The presentation itself promised “to keep commercial vehicles out of the downtown area” and to protect locals from “danger of hazardous cargo,” citing specifically “diesel/propane trucks” that sparked controversy at City Council in 2022 — enough so that council passed a resolution banning the transport of hazardous material within city limits. (Then-City Attorney Ponton later deemed the resolution illegal because no alternate route through or around the city was provided.)
The firm promised a “future potential tie-in to a larger bypass” that would route to the port of entry, avoiding downtown, the school district, and the Presidio Activities Center.

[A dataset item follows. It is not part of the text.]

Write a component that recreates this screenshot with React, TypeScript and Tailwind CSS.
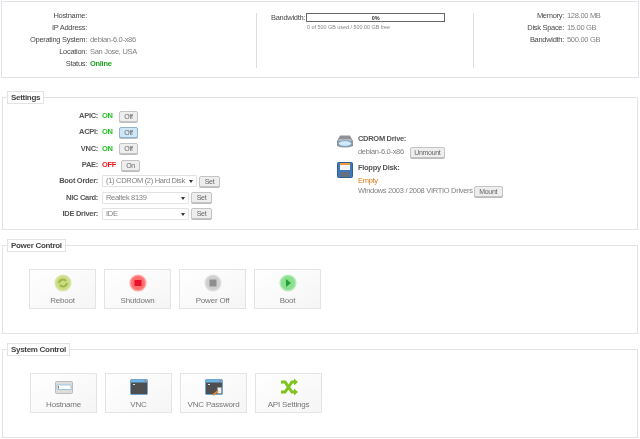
import type { ReactNode } from "react";

const LABEL = "text-[#4a4a4a]";
const VALUE = "text-[#808080]";

function Info({ label, width, children }: { label: string; width: string; children?: ReactNode }) {
  return (
    <div className="flex h-3 items-center whitespace-nowrap">
      <span className={`${width} shrink-0 text-right ${LABEL}`}>{label}</span>
      <span className={`ml-[3px] ${VALUE}`}>{children}</span>
    </div>
  );
}

function Btn({ children, active, width }: { children: ReactNode; active?: boolean; width: string }) {
  return (
    <span
      className={`inline-flex h-[11px] shrink-0 items-center justify-center rounded-[2px] border text-[7px] leading-none text-[#666] shadow-[0_1px_0_#bbb] ${width} ${
        active ? "border-[#8fb4d0] bg-[#cfe6f7]" : "border-[#c4c4c4] bg-[#eee]"
      }`}
    >
      {children}
    </span>
  );
}

function Toggle({ label, on, btn, active }: { label: string; on: boolean; btn: string; active?: boolean }) {
  return (
    <div className="flex h-[16.3px] items-center">
      <span className="w-[95px] shrink-0 text-right font-bold text-[#555]">{label}</span>
      <span className={`ml-[4px] font-bold ${on ? "w-[17px] text-[#1fc31f]" : "w-[19px] text-[#f01818]"}`}>{on ? "ON" : "OFF"}</span>
      <Btn active={active} width="w-[19px]">{btn}</Btn>
    </div>
  );
}

function Pick({ label, value, width }: { label: string; value: string; width: string }) {
  return (
    <div className="flex h-[16.3px] items-center">
      <span className="w-[95px] shrink-0 text-right font-bold text-[#555]">{label}</span>
      <span className={`relative ml-[4px] mr-[2px] flex h-[12px] items-center overflow-hidden whitespace-nowrap rounded-[1px] border border-[#e2e2e2] bg-white pl-[3px] ${width} ${VALUE}`}>
        {value}
        <span className="absolute right-[3px] top-[4px] h-0 w-0 border-x-[2.5px] border-t-[3px] border-x-transparent border-t-[#333]" />
      </span>
      <Btn width="w-[21px]">Set</Btn>
    </div>
  );
}

function Section({ title, className, children }: { title: string; className: string; children: ReactNode }) {
  return (
    <fieldset className={`mx-[2px] border border-[#e3e3e3] ${className}`}>
      <legend className="ml-[4px] border border-[#e3e3e3] bg-white px-[3px] text-[8px] font-bold leading-[11px] tracking-[-0.3px] text-[#444]">{title}</legend>
      {children}
    </fieldset>
  );
}

function Tile({ label, icon }: { label: string; icon: ReactNode }) {
  return (
    <div className="flex h-10 w-[67px] flex-col items-center border border-[#e4e4e4] bg-gradient-to-br from-white to-[#f5f5f5] pt-[4px]">
      <svg width="18" height="18" viewBox="0 0 18 18">{icon}</svg>
      <span className="mt-[4px] text-[8px] leading-[10px] tracking-[-0.2px] text-[#777]">{label}</span>
    </div>
  );
}

function Circle({ fill, edge }: { fill: string; edge: string }) {
  return <circle cx="9" cy="9" r="7.8" fill={fill} stroke={edge} strokeWidth="1.5" />;
}

function Window({ badge }: { badge?: boolean }) {
  return (
    <>
      <rect x="0.5" y="1.5" width="17" height="15" rx="1" fill="#4f4f4f" stroke="#6fa6cf" />
      <rect x="1" y="2" width="16" height="2.5" fill="#6db4e4" />
      <rect x="14.5" y="2.5" width="1.5" height="1" fill="#e05050" />
      <rect x="3" y="6" width="2" height="1" fill="#ddd" />
      {badge && (
        <>
          <rect x="12.5" y="9.5" width="4" height="6" fill="#eee" stroke="#999" strokeWidth="0.5" />
          <path d="M8 17 L13 13" stroke="#e08a2e" strokeWidth="1.8" />
        </>
      )}
    </>
  );
}

export default function App() {
  return (
    <div className="h-[439px] w-[640px] overflow-hidden bg-white pt-px font-['Liberation_Sans',sans-serif] text-[7.5px] leading-3 tracking-[-0.3px] blur-[0.35px]">
      <div className="mx-px flex h-[77px] border border-[#dfe3e8] pt-[11px]">
        <div className="h-[55px] w-[255px] border-r border-[#ddd]">
          <div className="-mt-[3px]">
            <Info label="Hostname:" width="w-[85px]" />
            <Info label="IP Address:" width="w-[85px]" />
            <Info label="Operating System:" width="w-[85px]">debian-6.0-x86</Info>
            <Info label="Location:" width="w-[85px]">San Jose, USA</Info>
            <Info label="Status:" width="w-[85px]"><span className="font-bold text-[#1aa51a]">Online</span></Info>
          </div>
        </div>
        <div className="h-[55px] w-[217px] border-r border-[#ddd] pl-[14px]">
          <div className="flex h-[9px] items-center">
            <span className={LABEL}>Bandwidth:</span>
            <div className="ml-px flex h-[9px] w-[139px] items-center justify-center border border-[#666] text-[5.5px] font-bold tracking-normal text-[#333]">0%</div>
          </div>
          <div className="ml-[36px] mt-[1px] text-[5.4px] leading-[8px] tracking-normal text-[#888]">0 of 500 GB used / 500.00 GB free</div>
        </div>
        <div>
          <div className="-mt-[3px]">
            <Info label="Memory:" width="w-[90px]">128.00 MB</Info>
            <Info label="Disk Space:" width="w-[90px]">15.00 GB</Info>
            <Info label="Bandwidth:" width="w-[90px]">500.00 GB</Info>
          </div>
        </div>
      </div>

      <Section title="Settings" className="mt-[13px] h-[139px]">
        <div className="flex">
          <div className="w-[333px] pt-[4px]">
            <Toggle label="APIC:" on btn="Off" />
            <Toggle label="ACPI:" on btn="Off" active />
            <Toggle label="VNC:" on btn="Off" />
            <Toggle label="PAE:" on={false} btn="On" />
            <Pick label="Boot Order:" value="(1) CDROM (2) Hard Disk" width="w-[95px]" />
            <Pick label="NIC Card:" value="Realtek 8139" width="w-[87px]" />
            <Pick label="IDE Driver:" value="IDE" width="w-[87px]" />
          </div>
          <div className="pt-[29px]">
            <div className="flex gap-[4px]">
              <svg width="18" height="16" viewBox="0 0 18 16" className="mt-[1px]">
                <path d="M1 7 L4 1.5 H14 L17 7 V12 Q9 15 1 12 Z" fill="#8f9398" />
                <path d="M3 5 H15 L16 7 H2 Z" fill="#b5b8bc" />
                <ellipse cx="9" cy="9.5" rx="6.5" ry="2.8" fill="#d5e8f5" stroke="#6fa8d6" strokeWidth="0.8" />
              </svg>
              <div>
                <div className="font-bold leading-[11px] text-[#555]">CDROM Drive:</div>
                <div className="mt-[2px] flex items-center gap-[6px]">
                  <span className={VALUE}>debian-6.0-x86</span>
                  <Btn width="w-[35px]">Unmount</Btn>
                </div>
              </div>
            </div>
            <div className="mt-[4px] flex gap-[4px]">
              <svg width="16" height="16" viewBox="0 0 16 16" className="ml-[1px] mr-px">
                <rect x="0.5" y="0.5" width="15" height="15" rx="1" fill="#3f79b8" stroke="#2e5f96" />
                <rect x="3" y="1" width="10" height="2" fill="#ef9c3e" />
                <rect x="3" y="3" width="10" height="5" fill="#f4f4f4" />
                <rect x="4" y="10" width="8" height="5" fill="#6b7078" />
              </svg>
              <div>
                <div className="font-bold leading-[11px] text-[#555]">Floppy Disk:</div>
                <div className="mt-[4px] leading-[8px] text-[#e07b1a]">Empty</div>
                <div className="flex items-center gap-[1px]">
                  <span className={`whitespace-nowrap ${VALUE}`}>Windows 2003 / 2008 VIRTIO Drivers</span>
                  <Btn width="w-[29px]">Mount</Btn>
                </div>
              </div>
            </div>
          </div>
        </div>
      </Section>

      <Section title="Power Control" className="mt-[9px] h-[95px]">
        <div className="flex gap-2 pl-[26px] pt-[17px]">
          <Tile label="Reboot" icon={<><Circle fill="#cbdc85" edge="#dbe5a8" /><path d="M5 9 a4 4 0 0 1 7-2 M13 9 a4 4 0 0 1-7 2" fill="none" stroke="#9fb84a" strokeWidth="2" /></>} />
          <Tile label="Shutdown" icon={<><Circle fill="#ff6e6e" edge="#ffa3a3" /><rect x="5.5" y="6" width="7" height="6" fill="#e8102a" /></>} />
          <Tile label="Power Off" icon={<><Circle fill="#cfcfcf" edge="#dedede" /><rect x="5.5" y="5.5" width="7" height="7" fill="#8f8f8f" /></>} />
          <Tile label="Boot" icon={<><Circle fill="#8be08f" edge="#b3ecb5" /><path d="M7 5 L12 9 L7 13 Z" fill="#1f9f3c" /></>} />
        </div>
      </Section>

      <Section title="System Control" className="mt-[9px] h-[95px]">
        <div className="flex gap-2 pl-[27px] pt-[17px]">
          <Tile label="Hostname" icon={<><rect x="0.5" y="3.5" width="17" height="12" rx="1" fill="#ddd" stroke="#bbb" /><rect x="2" y="7" width="14" height="4.5" rx="0.5" fill="#fff" stroke="#7db4dc" strokeWidth="0.7" /><rect x="3" y="8" width="0.8" height="2.5" fill="#555" /></>} />
          <Tile label="VNC" icon={<Window />} />
          <Tile label="VNC Password" icon={<Window badge />} />
          <Tile label="API Settings" icon={<><path d="M1 4 H5 L12 14 H15 M1 14 H5 L12 4 H15" fill="none" stroke="#7fc31c" strokeWidth="3" /><path d="M14 0.5 L18 4 L14 7.5 Z M14 10.5 L18 14 L14 17.5 Z" fill="#7fc31c" /></>} />
        </div>
      </Section>
    </div>
  );
}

Lara found that logic circular and unconvincing, especially given that the firm suggested that the first phase could take 10 years and the “future potential tie-in” could take twice as long. “It’s a confession that they’re saying phase one is going to route all this traffic through the city center,” he said. “Everything it strives to improve, it makes worse.”
The county’s Precinct 1 Commissioner-Elect Deirdre Hisler also implored council not to accept the resolution. “The largest portion of [the bypass] goes through Presidio County, not the city of Presidio,” she said. “Why haven’t they come through commissioners court?”
Local business owner Anibal Galindo was upset by what he felt was deception on the part of the anonymous “private group” — none of whom showed up to the meeting to field citizen concerns. “How can you lie to us about how our city works?” he wondered. “This feels like a cash grab from someone.”
Mayor Pro Tempore Arian Velázquez-Ornelas pulled out the city’s master plan, which does make it a priority for the city to “address freight needs” — including an alternative route for freight from the highway to the city’s rail facilities, which are projected to re-open mid-2025. “This is not something new that the council has seen, it’s just a new proposal from a different entity,” she explained.
Velázquez-Ornelas said that one of the things that could change through the process of designating the bypass was its exact route — meaning that the state could instead end the bypass before FM 170, making it an out-and-back route instead of a loop. “It could get the spotlight on us, and if TXDOT accepts it, they’ll have public hearings,” she said. “It’s not going to happen overnight.”
Hector Granado agreed that — even if this was not the right plan for Presidio — the city would have to grapple with the issue sooner rather than later. “Where are we going to send traffic from the train back to the highway?” he wondered. “The trucks have to go out one way or another. We need to remember that they’re coming.”
However inevitable and necessary the question of a freight bypass for Presidio, the text of the resolution in front of the council on Tuesday night stipulated that they were expressing support for the route “as presented.”
Mayor John Ferguson suggested that the council indefinitely table the resolution — a suggestion that drew applause from the audience. He wanted city officials to gather more information about the state’s role in the project and a perspective from Texas Pacifico, the company bringing rail service back to town.
Ferguson said he would personally like to explore the city designing and advocating for its own bypass and was confused by why the plan was being prepared by an outside entity. “If it’s truly coming through TXDOT, it’ll come to me,” he said. “It’s a little bit unusual that this is being requested in this manner.”